Saturday, May 20, 2006

On "The Legacy of Feminism"

Brian at Anno Domini has an interesting piece up called "The Legacy of Feminism." I think that he's dead on with his analysis, but I would like to add a thought or two to it.

Feminism was on the right path towards strong acheivements until the 1960's and 1970's. At that time, two things happened. First, the focus of feminism changed. Oh, the focus was still equality, but it equality is a big idea. Whereas previously, the movement had been about the equality of opportunity, during this time frame it became about equality of results. Equality of opportunity allows everyone to become a high achiever if they leverage their talents and work their tails off. Equality of opportunity is about not throwing unnecessary road blocks in front of anybody. Equality of results is different, though. Equality of results is not about opportunity, but about making sure that everyone is at the same station of life. In order for that to be accomplished, some people must be held back, while others are given a boost. What we are now seeing with the achievement gap is the result of the Feminist movement's shift to equality of results, just like Brian says in his post.
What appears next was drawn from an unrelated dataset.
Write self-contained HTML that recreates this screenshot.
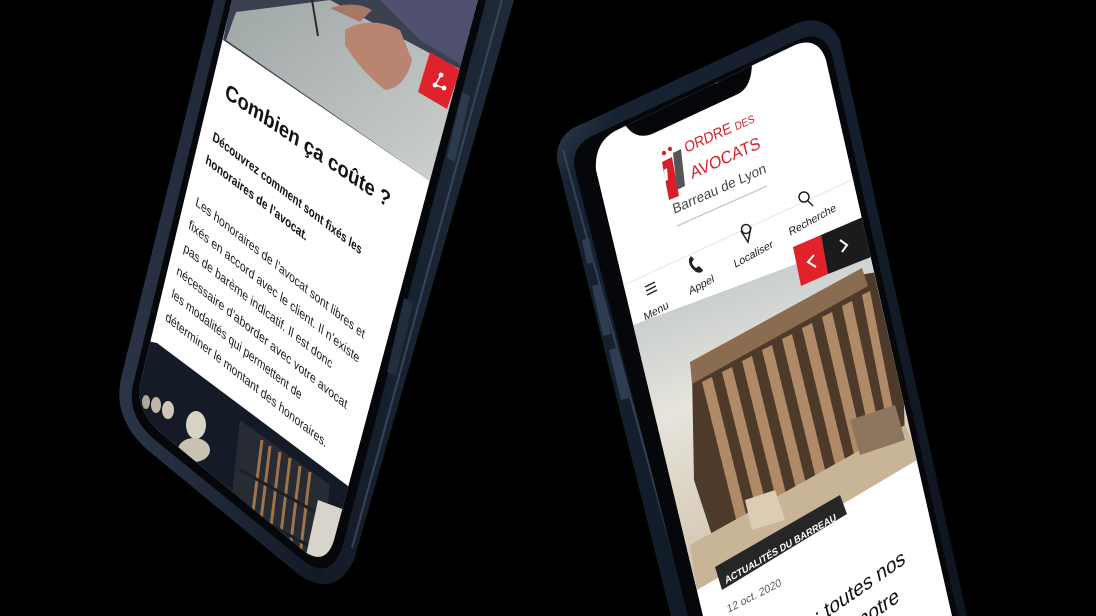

The other thing that happened during the 1960's and 1970's was that the Feminist movement finally had an equal seat at the table of political power. This was a major achievement for women. Yes, today our political leaders are still largely men, but political influence and the opportunity to achieve elected office are equal for women. At the point this was accomplished, the Feminist movement began to act like the men who had held power for hundreds, even thousands of years. Their main goal when from advocating a worthy cause to consolidating and maximizing political power. No movement will ever let itself die when on the cusp of achieving its goals, and the Feminist movement is no different. It mimmicked what men had done for years, and it began to create problems or blow out of proportion small issues that were not really big problems. I'm thinking of you, Title IX, as a prime example. This advocacy for feminist causes at a time when women had achieve parity with men, began the process (which is still ongoing) of turning the tables in favor of women.

The good news is that we've begun to see that boys are being hurt by this, and there is hope that we can stop the slide for boys before it gets out of hand. The bad news is that your average feminist still thinks, or just wants you to think, that we still live in the stone age, and will likely fight any attempt to close the achievement gap or to stem the trends in poor (aka, boy like) behavior by girls.